Historic house in Algiers

The Villa Montfeld is an historic residence in the El Biar district of Algiers, Algeria, which serves as the residence of the Ambassador of the United States to Algeria. The villa was built in the mid-19th century and was reconstructed in a Moorish Revival style by the English architect Benjamin Bucknall between 1878 and 1895. In 1947 the villa was bought by the United States government for use as an ambassadorial residence. In 1981 Villa Montfeld hosted negotiations leading to the Algiers Accords, which ended the Iran hostage crisis.

==History and description==
The original mansion at Montfeld was built by French investors after France's invasion in 1830. From the 1860s, it was owned by a succession of British expatriates including, from 1863, Anna Leigh Smith, daughter of Benjamin Leigh Smith, a wealthy politician. Anna, whose sister Barbara Bodichon was a noted artist and feminist, was responsible for the rebuilding of the villa, initially in a Gothic Revival style.
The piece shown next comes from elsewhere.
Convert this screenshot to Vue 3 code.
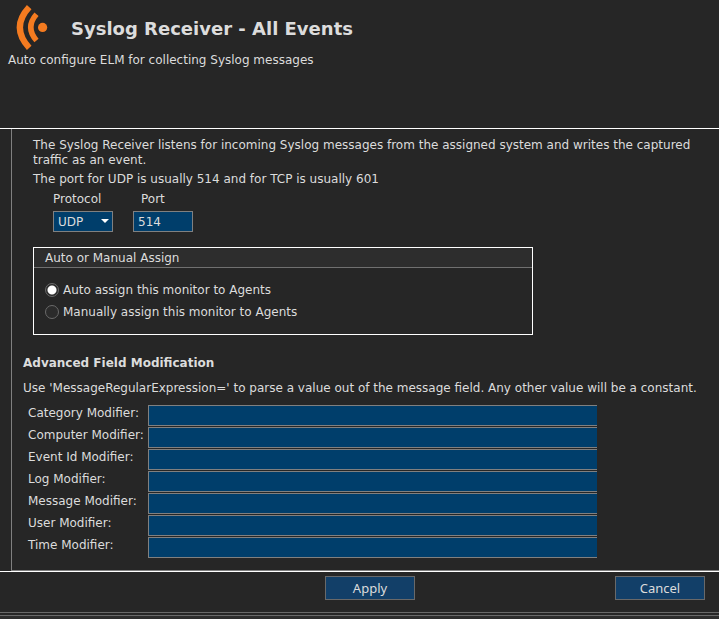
<script setup>
import { ref } from 'vue'

const protocol = ref('UDP')
const port = ref('514')
const assign = ref('auto')
const modifiers = ref([
  { id: 'category', label: 'Category Modifier:', value: '' },
  { id: 'computer', label: 'Computer Modifier:', value: '' },
  { id: 'event-id', label: 'Event Id Modifier:', value: '' },
  { id: 'log', label: 'Log Modifier:', value: '' },
  { id: 'message', label: 'Message Modifier:', value: '' },
  { id: 'user', label: 'User Modifier:', value: '' },
  { id: 'time', label: 'Time Modifier:', value: '' }
])
</script>

<template>
  <div class="dialog">
    <header class="header">
      <div class="title-row">
        <svg class="logo" width="36" height="48" viewBox="0 0 36 48" aria-hidden="true">
          <g fill="none" stroke="#f47b20">
            <path d="M14.200 2.200Q-4.500 22.400 14.200 42.800" stroke-width="6.200" />
            <path d="M21.500 9.300Q10 22.400 21.500 35.500" stroke-width="5.500" />
          </g>
          <circle cx="27.600" cy="22.400" r="4.600" fill="#f47b20" />
        </svg>
        <h1>Syslog Receiver - All Events</h1>
      </div>
      <p class="subtitle">Auto configure ELM for collecting Syslog messages</p>
    </header>

    <main class="body">
      <div class="panel">
        <section class="general">
          <p>The Syslog Receiver listens for incoming Syslog messages from the assigned system and writes the captured traffic as an event.</p>
          <p>The port for UDP is usually 514 and for TCP is usually 601</p>
          <div class="ports">
            <div class="port-field">
              <label for="protocol">Protocol</label>
              <div class="select">
                <select id="protocol" v-model="protocol">
                  <option>UDP</option>
                  <option>TCP</option>
                </select>
                <svg class="arrow" width="8" height="4" viewBox="0 0 8 4" aria-hidden="true">
                  <path d="M0 0H8L4 4Z" fill="#fff" />
                </svg>
              </div>
            </div>
            <div class="port-field">
              <label class="port-label" for="port">Port</label>
              <input id="port" v-model="port" class="box" type="text" />
            </div>
          </div>
          <fieldset class="group" aria-labelledby="assign-title">
            <div id="assign-title" class="group-title">Auto or Manual Assign</div>
            <div class="options">
              <label><input v-model="assign" type="radio" name="assign" value="auto" />Auto assign this monitor to Agents</label>
              <label><input v-model="assign" type="radio" name="assign" value="manual" />Manually assign this monitor to Agents</label>
            </div>
          </fieldset>
        </section>

        <section class="advanced">
          <h2>Advanced Field Modification</h2>
          <p>Use 'MessageRegularExpression=' to parse a value out of the message field. Any other value will be a constant.</p>
          <div class="modifiers">
            <div v-for="m in modifiers" :key="m.id" class="modifier">
              <label :for="m.id">{{ m.label }}</label>
              <input :id="m.id" v-model="m.value" type="text" />
            </div>
          </div>
        </section>
      </div>
    </main>

    <footer class="footer">
      <button type="button">Apply</button>
      <button type="button">Cancel</button>
    </footer>
    <div class="status"></div>
  </div>
</template>

<style>
body {
  background: #262626;
}
</style>

<style scoped>
.dialog {
  display: flex;
  flex-direction: column;
  min-height: 100vh;
  color: #dcdcdc;
  font: 12px/15px "DejaVu Sans", Verdana, sans-serif;
}
.dialog * {
  box-sizing: border-box;
}
h1, h2, p {
  margin: 0;
}
.header {
  height: 128px;
  padding: 5px 8px;
}
.title-row {
  display: flex;
  align-items: center;
  gap: 20px;
  padding-left: 7px;
}
.logo {
  display: block;
}
h1 {
  font-size: 18px;
  line-height: 22px;
}
.body {
  flex: 1;
  border-top: 1px solid #fff;
  border-bottom: 1px solid #fff;
  padding-left: 11px;
}
.panel {
  min-height: 100%;
  border-left: 1px solid #808080;
  border-bottom: 1px solid #808080;
  padding: 9px 16px 12px 11px;
}
.general {
  padding-left: 10px;
}
.general p + p {
  margin-top: 4px;
}
.ports {
  display: flex;
  gap: 20px;
  padding: 5px 0 0 20px;
}
.port-field {
  display: flex;
  flex-direction: column;
  gap: 4px;
  width: 60px;
}
.port-label {
  padding-left: 8px;
}
.select {
  position: relative;
}
select, input {
  font: inherit;
  color: #dcdcdc;
}
select, .box {
  appearance: none;
  display: block;
  width: 100%;
  height: 21px;
  margin: 0;
  padding: 0 4px;
  border: 1px solid #808080;
  border-radius: 0;
  background: #003e6b;
}
select {
  padding-top: 1px;
}
.arrow {
  position: absolute;
  right: 4px;
  top: 8px;
  pointer-events: none;
}
.group {
  max-width: 500px;
  margin: 15px 0 0;
  padding: 0;
  border: 1px solid #fff;
}
.group-title {
  height: 20px;
  padding: 3px 11px 1px;
  border-bottom: 1px solid #707070;
  background: #2d2d2d;
}
.options {
  display: flex;
  flex-direction: column;
  gap: 7px;
  padding: 15px 11px 14px;
}
.options label {
  display: flex;
  align-items: flex-start;
  gap: 4px;
}
.options input {
  appearance: none;
  width: 14px;
  height: 14px;
  margin: 0;
  border: 1px solid #6a6a6a;
  border-radius: 50%;
  background: #2b2b2b;
}
.options input:checked {
  background: radial-gradient(circle, #fff 4px, #2b2b2b 5px);
}
.advanced {
  padding-top: 21px;
}
h2 {
  font-size: 12px;
  line-height: 15px;
}
.advanced p {
  margin-top: 10px;
}
.modifiers {
  display: grid;
  gap: 1px;
  max-width: 574px;
  padding-top: 9px;
}
.modifier {
  display: grid;
  grid-template-columns: 120px 1fr;
  padding-left: 5px;
}
.modifier label {
  padding-top: 1px;
}
.modifier input {
  width: 100%;
  height: 21px;
  margin: 0;
  padding: 0 4px;
  border: 1px solid #808080;
  border-right: 0;
  border-radius: 0;
  background: #003e6b;
}
.footer {
  display: flex;
  justify-content: flex-end;
  gap: 200px;
  padding: 4px 14px 12px;
}
button {
  width: 90px;
  height: 24px;
  padding: 0;
  border: 1px solid #696969;
  border-radius: 0;
  background: #123f68;
  color: #dcdcdc;
  font: 13px/15px "Noto Sans", sans-serif;
}
.status {
  height: 7px;
  border-top: 1px solid #696969;
  background: linear-gradient(#262626 2px, #696969 2px, #696969 3px, #2d2d2d 3px);
}
</style>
In 1878 she engaged the architect Benjamin Bucknall (1833-1895) to reconstruct the villa to a Moorish Revival design. Bucknall, who had wintered in Algiers in 1876-7 on account of his poor health, relocated permanently to the city in 1878. He died there in 1895, having established a successful architectural practice specialising in the building and reconstruction of villas in the Moorish style.
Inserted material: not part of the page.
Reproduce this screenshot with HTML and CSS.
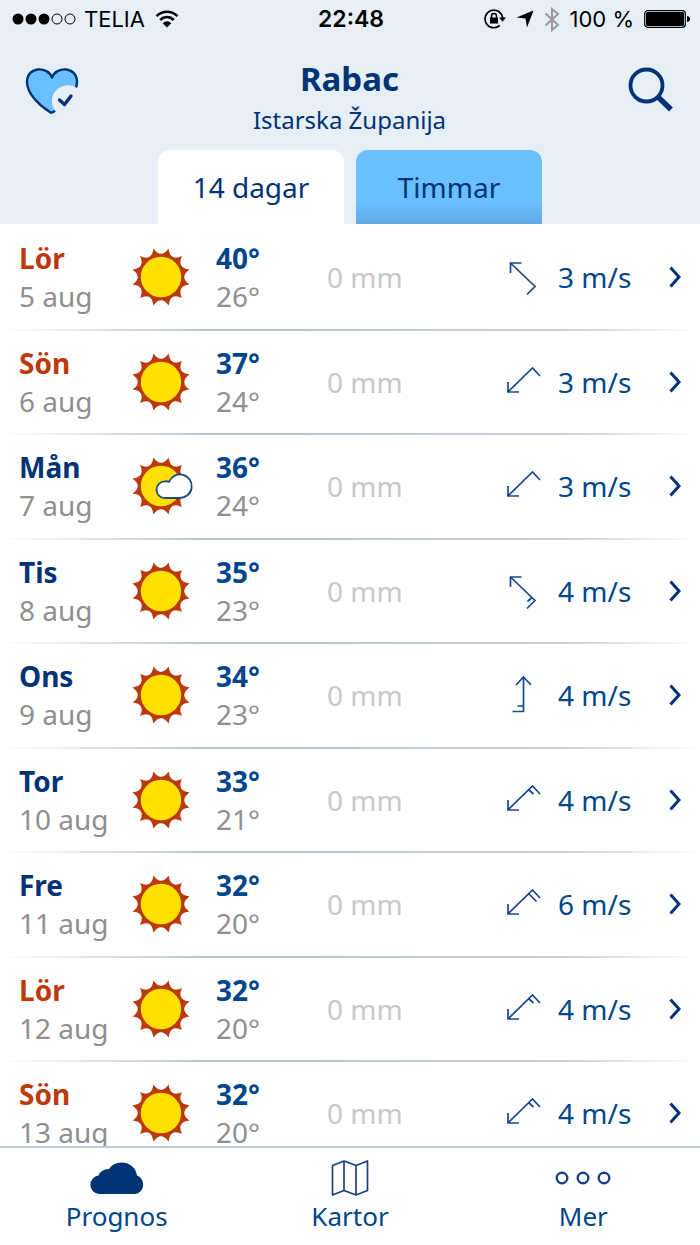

During World War II the villa was occupied by General Georges Catroux, appointed Governor-General of Algeria by Charles De Gaulle in 1943. Harold Macmillan, then serving as Minister Resident in the Mediterranean, recorded the Catroux's arrival; "Now a great event has taken place in the social life of Algiers. The famous Mme Catroux has arrived!! Catroux - I need hardly say - has managed to get the best villa in the city for himself." After the war, Villa Montfeld was purchased by the American Government for use as their ambassadorial residence, a function it continues to serve.

The Villa was later owned by Robert Bevan, son of Thomas Bevan (politician).

In 1980-81, the villa was used by Warren Christopher, the US Deputy Secretary of State under Jimmy Carter, as his headquarters during the negotiation of the Algiers Accords. The accords, facilitated by the Algerian Government and signed on the last evening of Carter's Presidency on 19 January 1981, brought the end of the Iran hostage crisis.

The Villa Montfeld is listed on the Register of Culturally Significant Property, an archive complied by the United States Department of State as a commemorative Millennium project to record the buildings of historic and architectural importance owned by the State Department worldwide. In a speech in 2017 acknowledging the inclusion, the American ambassador noted the “very important role” played by the villa in US diplomatic history.